Projects for which EZTV’s current artists have been principal collaborators with have won a number of awards, including the Emmy and Cine Golden Eagle. We have premiered at the Cannes Film Festival, Lincoln Center for the Performing Arts, and the Museum of Modern Art (MOMA). We have received tributes by the American Film Institute, SIGGRAPH, and UCLA. For our 35th anniversary, EZTV was honored with a 3-month long retrospective of screenings, panel discussions, and exhibitions at USC’s ONE Archives & Museum (which now houses much of its early work as part of their permanent collection).

Since 2019, our 40th Anniversary year, EZTV’s rich and diverse history has been the subject of a 4-part research series of seminars and screenings at the Kandinsky Library at the Centre Pompidou in Paris. In August 2020, three scholars/curators associated with the Pompidou events will spend an entire month in Los Angeles studying in much greater detail EZTV’s indispensably seminal, but often overlooked, contributions to LA’s media art history.

working media artists

Since 1993, EZTV has been directed by two working media artists, Michael J. Masucci and Kate Johnson.
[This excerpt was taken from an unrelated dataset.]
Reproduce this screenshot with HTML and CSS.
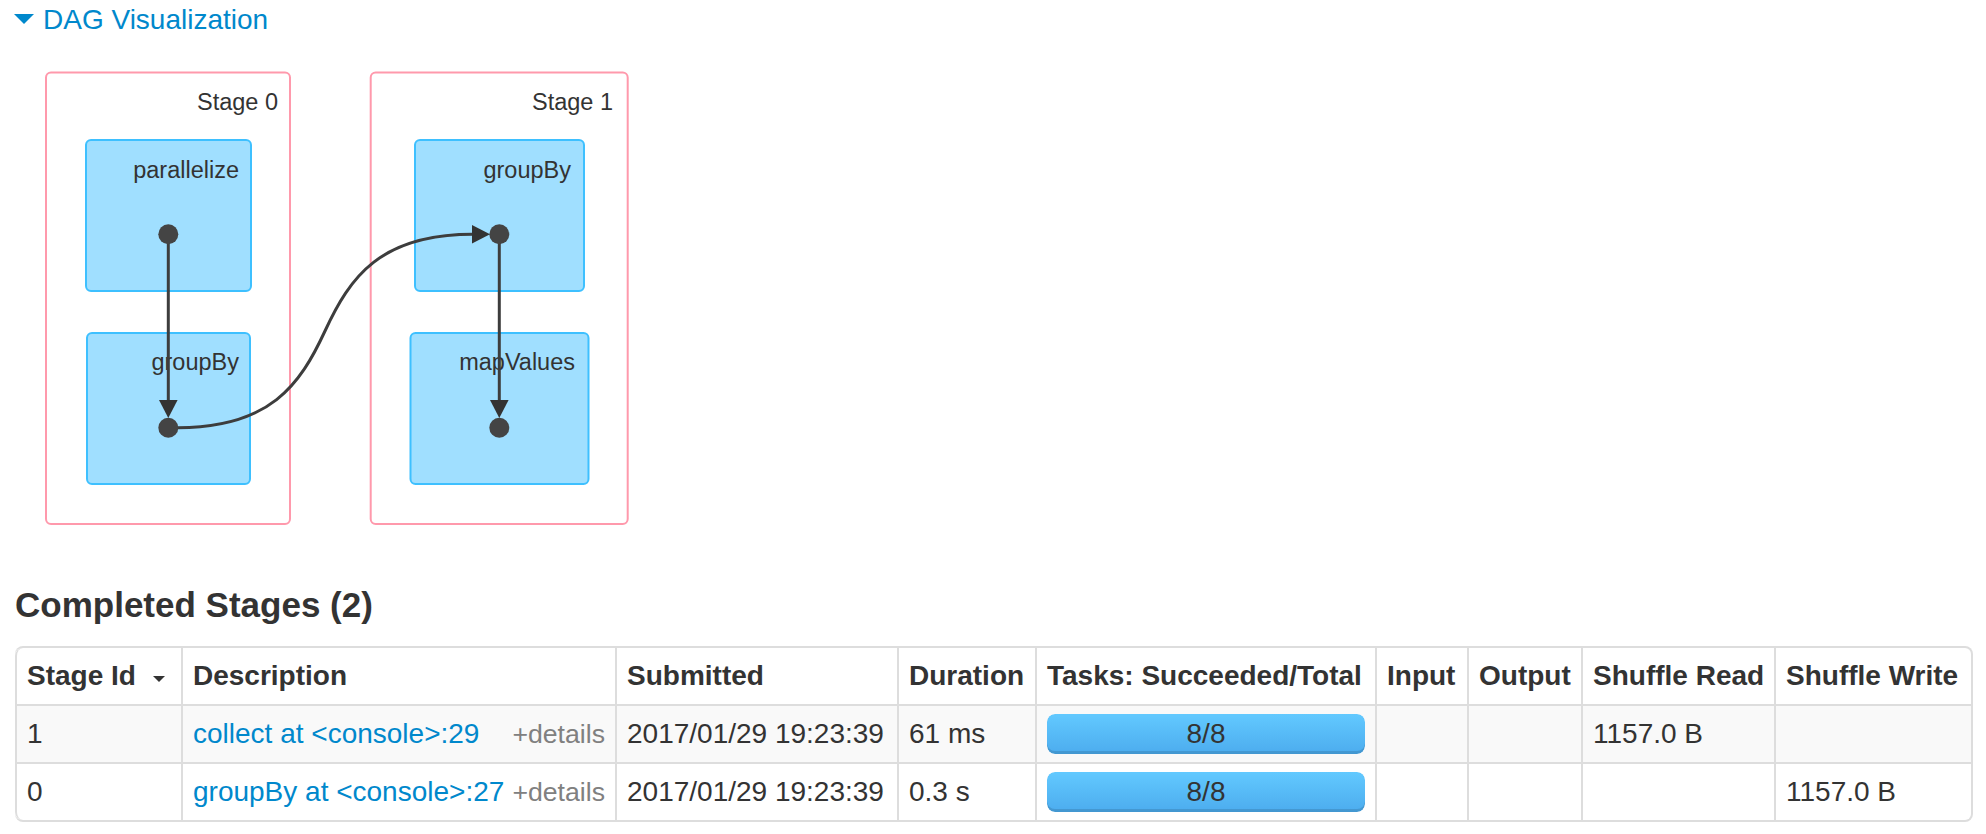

The media artists work to advance the museums' strategic priorities - to commit to principles of accessibility and engagement, and to become a hub for discoveries and dialogue around critical issues of global significance and artist impact.

The Working Media Artists collaborate with the Santa Monica Arts Commission, the Kandinsky Library of Centre Pompidou, various government agencies, private entities and foundations, and with the local community to inspire wonder, discovery, and responsibility for our natural, artistic, and cultural worlds.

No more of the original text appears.